Provided records:

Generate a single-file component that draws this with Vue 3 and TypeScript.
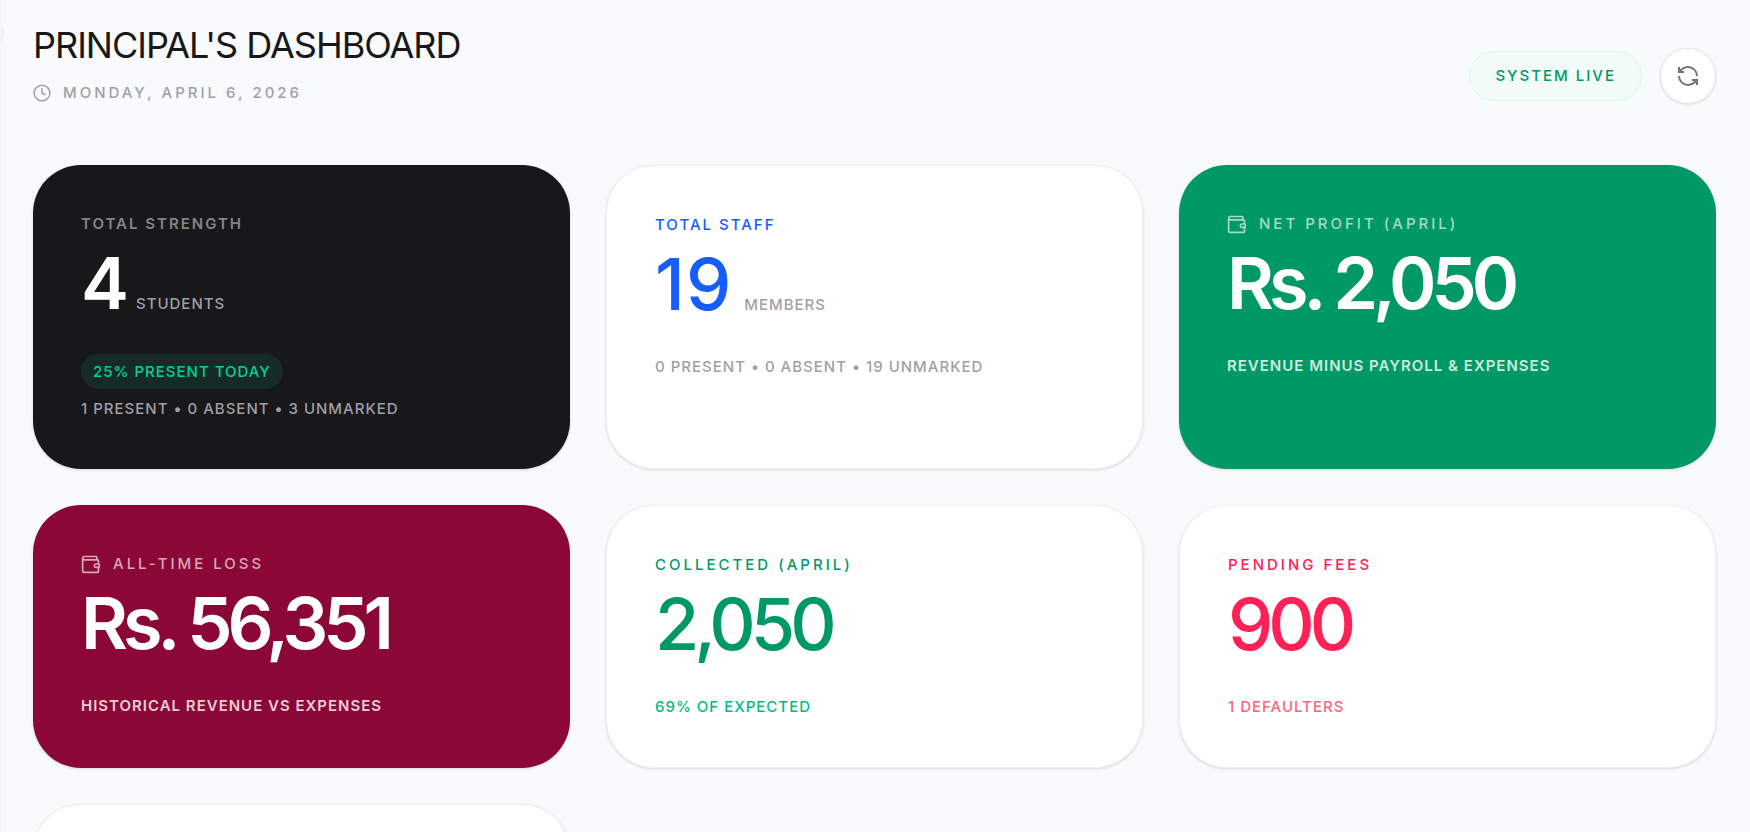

==

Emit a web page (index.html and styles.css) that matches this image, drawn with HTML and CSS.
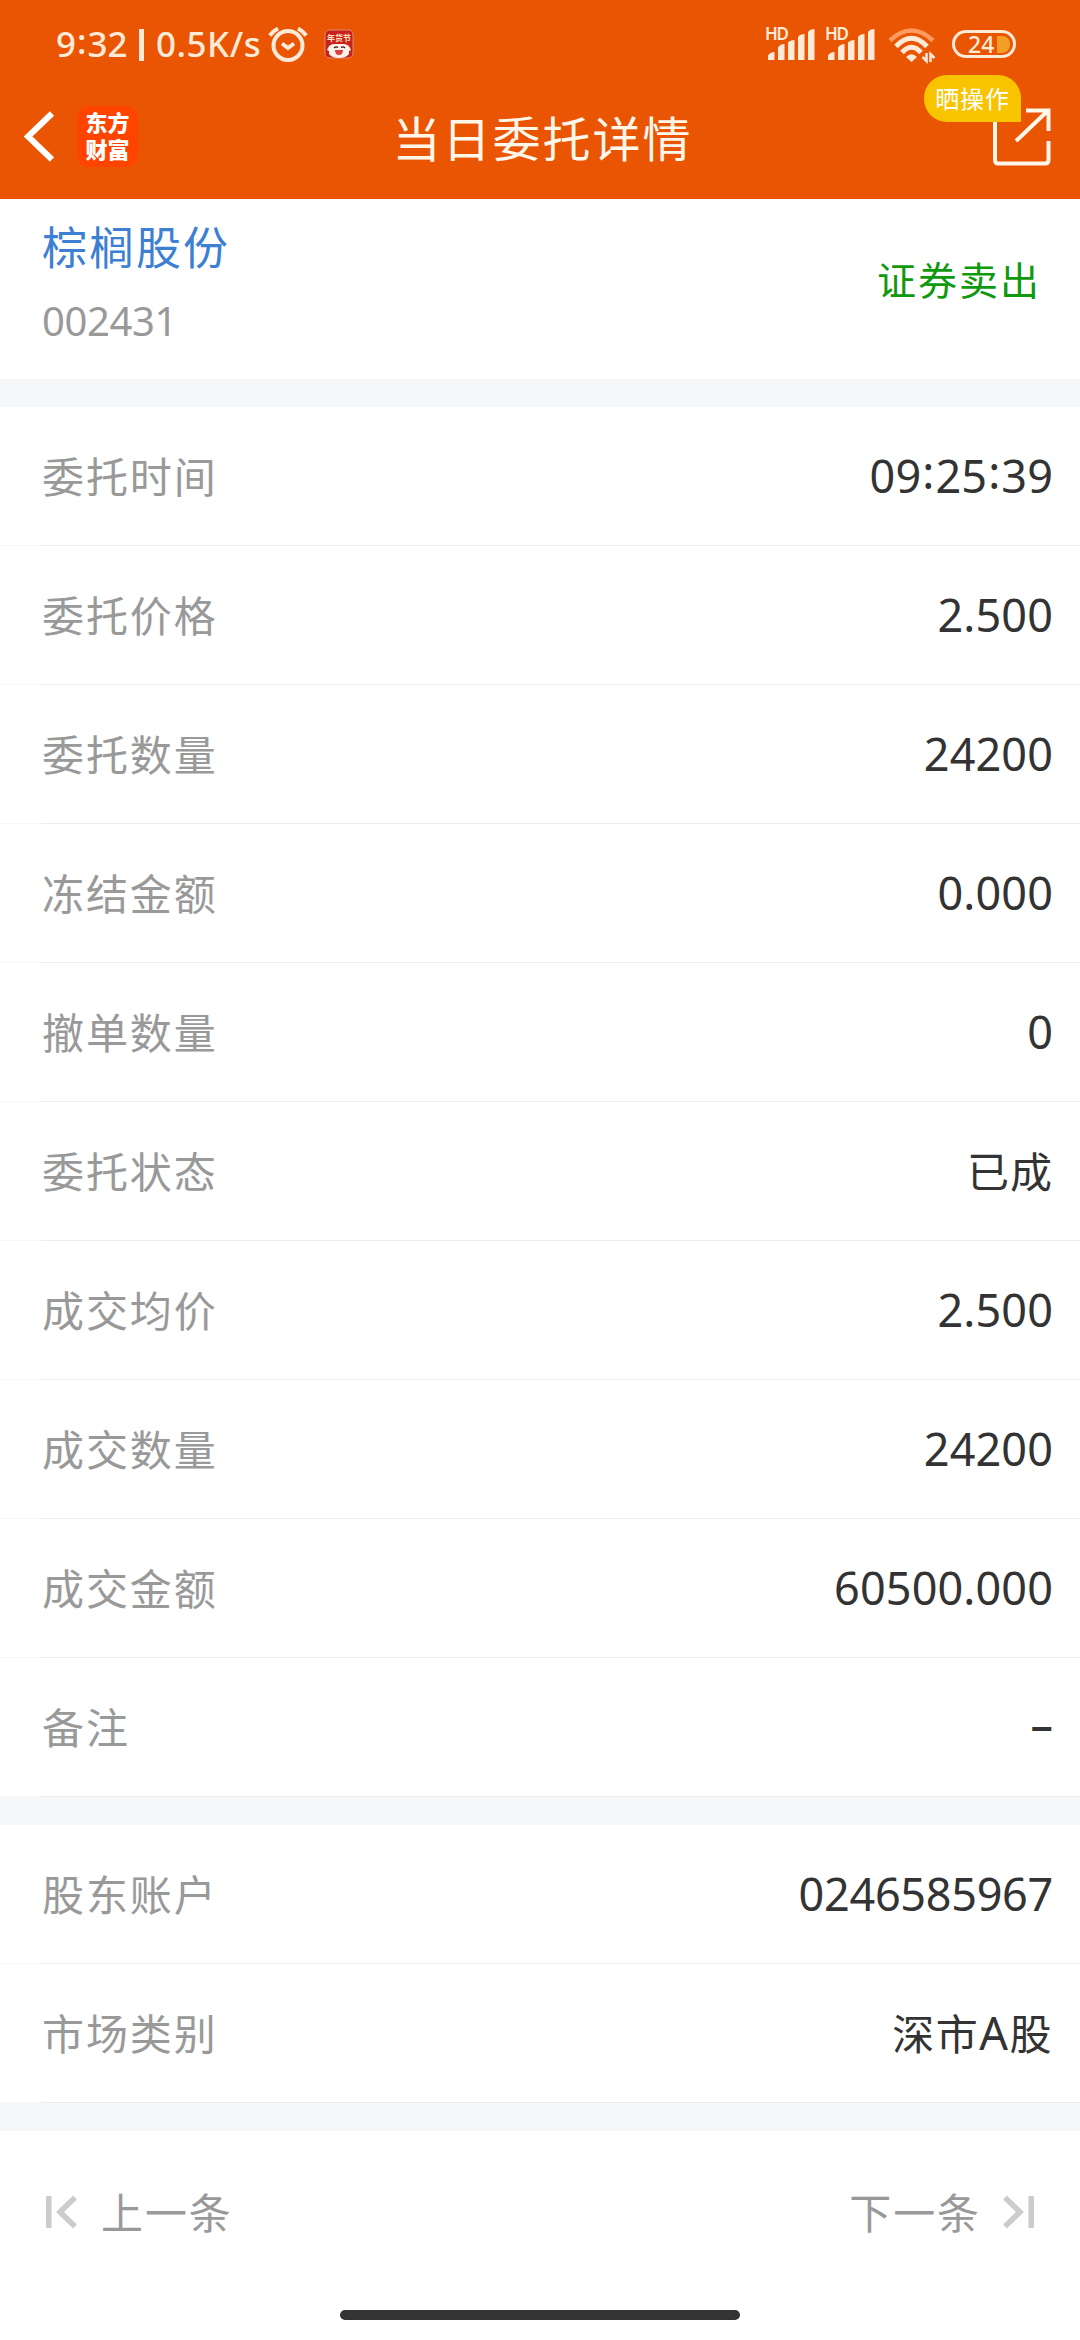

---

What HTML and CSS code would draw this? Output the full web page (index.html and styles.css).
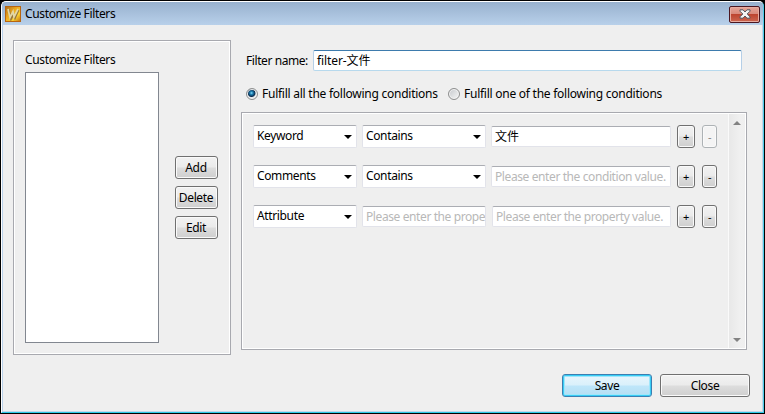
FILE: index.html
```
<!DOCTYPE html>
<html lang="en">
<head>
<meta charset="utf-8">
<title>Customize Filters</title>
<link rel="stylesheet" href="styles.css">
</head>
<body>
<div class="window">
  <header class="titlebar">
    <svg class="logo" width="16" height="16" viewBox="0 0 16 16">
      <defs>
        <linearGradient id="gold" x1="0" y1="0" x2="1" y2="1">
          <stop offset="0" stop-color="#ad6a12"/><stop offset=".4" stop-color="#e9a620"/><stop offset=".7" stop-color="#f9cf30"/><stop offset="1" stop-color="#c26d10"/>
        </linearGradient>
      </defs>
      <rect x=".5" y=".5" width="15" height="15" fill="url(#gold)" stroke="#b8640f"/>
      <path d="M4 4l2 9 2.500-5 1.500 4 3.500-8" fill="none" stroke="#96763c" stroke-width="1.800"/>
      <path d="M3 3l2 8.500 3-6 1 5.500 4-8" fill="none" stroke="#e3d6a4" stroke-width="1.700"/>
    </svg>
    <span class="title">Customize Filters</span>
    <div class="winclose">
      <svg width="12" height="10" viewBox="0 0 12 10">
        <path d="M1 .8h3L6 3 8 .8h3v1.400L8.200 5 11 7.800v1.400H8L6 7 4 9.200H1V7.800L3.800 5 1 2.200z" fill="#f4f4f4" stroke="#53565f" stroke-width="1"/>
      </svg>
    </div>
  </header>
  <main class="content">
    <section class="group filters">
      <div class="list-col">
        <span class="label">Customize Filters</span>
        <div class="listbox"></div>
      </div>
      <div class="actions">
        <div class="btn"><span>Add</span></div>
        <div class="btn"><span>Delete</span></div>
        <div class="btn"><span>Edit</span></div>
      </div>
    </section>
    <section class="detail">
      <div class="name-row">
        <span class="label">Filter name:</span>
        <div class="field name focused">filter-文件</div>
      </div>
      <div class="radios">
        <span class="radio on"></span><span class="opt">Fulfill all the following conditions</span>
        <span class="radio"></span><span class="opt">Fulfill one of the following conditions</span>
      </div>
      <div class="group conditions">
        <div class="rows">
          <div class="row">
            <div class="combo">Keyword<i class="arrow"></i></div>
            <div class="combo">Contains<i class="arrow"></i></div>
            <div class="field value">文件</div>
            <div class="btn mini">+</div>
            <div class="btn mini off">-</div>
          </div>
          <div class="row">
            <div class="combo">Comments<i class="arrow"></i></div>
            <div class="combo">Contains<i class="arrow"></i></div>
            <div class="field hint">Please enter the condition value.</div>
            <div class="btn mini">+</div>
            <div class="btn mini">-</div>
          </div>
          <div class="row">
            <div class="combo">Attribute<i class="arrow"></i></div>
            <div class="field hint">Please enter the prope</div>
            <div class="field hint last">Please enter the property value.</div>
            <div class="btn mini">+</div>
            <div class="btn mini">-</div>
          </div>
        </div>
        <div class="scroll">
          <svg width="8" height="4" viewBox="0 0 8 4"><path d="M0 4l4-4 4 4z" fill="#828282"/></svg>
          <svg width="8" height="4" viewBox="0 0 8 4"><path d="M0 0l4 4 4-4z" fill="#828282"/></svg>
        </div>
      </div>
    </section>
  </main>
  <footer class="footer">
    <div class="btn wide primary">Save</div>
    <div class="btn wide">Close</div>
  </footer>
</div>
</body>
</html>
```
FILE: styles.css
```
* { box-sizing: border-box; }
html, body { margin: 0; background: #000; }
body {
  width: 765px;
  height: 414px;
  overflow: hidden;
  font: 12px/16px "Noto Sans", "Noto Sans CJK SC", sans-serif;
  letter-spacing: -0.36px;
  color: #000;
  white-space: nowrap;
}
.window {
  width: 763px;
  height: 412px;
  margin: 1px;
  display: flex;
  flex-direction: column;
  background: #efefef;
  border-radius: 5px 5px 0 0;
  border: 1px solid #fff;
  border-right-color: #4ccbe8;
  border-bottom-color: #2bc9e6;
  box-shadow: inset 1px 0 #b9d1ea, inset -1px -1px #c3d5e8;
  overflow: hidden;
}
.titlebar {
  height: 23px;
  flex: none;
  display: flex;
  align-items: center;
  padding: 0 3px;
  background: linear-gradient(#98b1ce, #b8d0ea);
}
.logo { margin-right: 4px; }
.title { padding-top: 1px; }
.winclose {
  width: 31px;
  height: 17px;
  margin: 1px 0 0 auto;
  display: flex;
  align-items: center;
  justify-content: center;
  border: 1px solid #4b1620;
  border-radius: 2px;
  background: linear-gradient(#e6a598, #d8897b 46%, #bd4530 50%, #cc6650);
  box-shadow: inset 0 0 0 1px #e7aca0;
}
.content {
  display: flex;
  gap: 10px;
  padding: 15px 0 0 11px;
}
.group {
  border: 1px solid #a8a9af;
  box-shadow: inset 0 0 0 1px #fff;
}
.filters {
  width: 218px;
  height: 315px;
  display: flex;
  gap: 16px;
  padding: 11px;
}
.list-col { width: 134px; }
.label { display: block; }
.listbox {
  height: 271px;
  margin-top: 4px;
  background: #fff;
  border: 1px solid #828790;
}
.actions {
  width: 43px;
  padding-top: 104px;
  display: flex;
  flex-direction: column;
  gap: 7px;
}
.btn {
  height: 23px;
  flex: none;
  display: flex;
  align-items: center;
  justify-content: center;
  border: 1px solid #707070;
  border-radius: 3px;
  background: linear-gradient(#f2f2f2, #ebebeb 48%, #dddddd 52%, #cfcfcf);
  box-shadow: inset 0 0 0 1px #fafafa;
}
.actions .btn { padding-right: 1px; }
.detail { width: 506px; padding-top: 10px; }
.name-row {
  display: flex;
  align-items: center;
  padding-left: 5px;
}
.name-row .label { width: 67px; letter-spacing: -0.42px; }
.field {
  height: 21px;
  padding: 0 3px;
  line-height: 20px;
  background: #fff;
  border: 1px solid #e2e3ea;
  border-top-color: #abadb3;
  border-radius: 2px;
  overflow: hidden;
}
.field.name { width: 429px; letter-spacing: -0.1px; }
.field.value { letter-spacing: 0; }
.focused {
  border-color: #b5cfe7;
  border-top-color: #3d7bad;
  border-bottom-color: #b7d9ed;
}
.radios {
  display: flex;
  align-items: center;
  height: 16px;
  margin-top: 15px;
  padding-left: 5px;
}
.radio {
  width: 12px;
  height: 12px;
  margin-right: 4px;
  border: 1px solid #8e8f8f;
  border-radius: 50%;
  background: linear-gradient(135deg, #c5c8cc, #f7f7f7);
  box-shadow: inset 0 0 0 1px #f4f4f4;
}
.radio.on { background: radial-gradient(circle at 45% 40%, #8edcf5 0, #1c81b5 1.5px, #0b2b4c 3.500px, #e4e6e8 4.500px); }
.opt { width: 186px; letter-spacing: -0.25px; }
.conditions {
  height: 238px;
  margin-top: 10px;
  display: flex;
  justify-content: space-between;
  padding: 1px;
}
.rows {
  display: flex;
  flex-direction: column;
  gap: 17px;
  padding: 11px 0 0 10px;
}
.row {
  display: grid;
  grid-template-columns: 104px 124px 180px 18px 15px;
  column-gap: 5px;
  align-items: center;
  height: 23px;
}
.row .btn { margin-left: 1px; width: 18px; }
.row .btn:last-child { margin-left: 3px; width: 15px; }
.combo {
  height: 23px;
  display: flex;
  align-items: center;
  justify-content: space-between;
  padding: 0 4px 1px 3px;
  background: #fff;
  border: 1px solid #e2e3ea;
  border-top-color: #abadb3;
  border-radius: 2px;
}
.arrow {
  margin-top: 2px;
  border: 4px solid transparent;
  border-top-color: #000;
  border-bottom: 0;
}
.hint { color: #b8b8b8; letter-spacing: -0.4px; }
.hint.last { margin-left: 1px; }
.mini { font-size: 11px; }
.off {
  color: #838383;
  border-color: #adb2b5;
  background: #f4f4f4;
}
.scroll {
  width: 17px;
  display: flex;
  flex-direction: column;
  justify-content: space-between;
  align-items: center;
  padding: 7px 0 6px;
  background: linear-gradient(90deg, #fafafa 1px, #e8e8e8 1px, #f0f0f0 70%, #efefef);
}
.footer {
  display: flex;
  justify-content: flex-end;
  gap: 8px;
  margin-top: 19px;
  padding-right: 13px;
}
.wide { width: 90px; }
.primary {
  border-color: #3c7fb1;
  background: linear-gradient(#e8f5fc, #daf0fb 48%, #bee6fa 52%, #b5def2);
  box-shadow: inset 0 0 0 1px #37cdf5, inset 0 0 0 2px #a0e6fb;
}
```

Required work: Using the listing, copy every line where the word "this" shows up.

Solution below:
Generate a single-file component that draws this with Vue 3 and TypeScript.
Emit a web page (index.html and styles.css) that matches this image, drawn with HTML and CSS.
What HTML and CSS code would draw this? Output the full web page (index.html and styles.css).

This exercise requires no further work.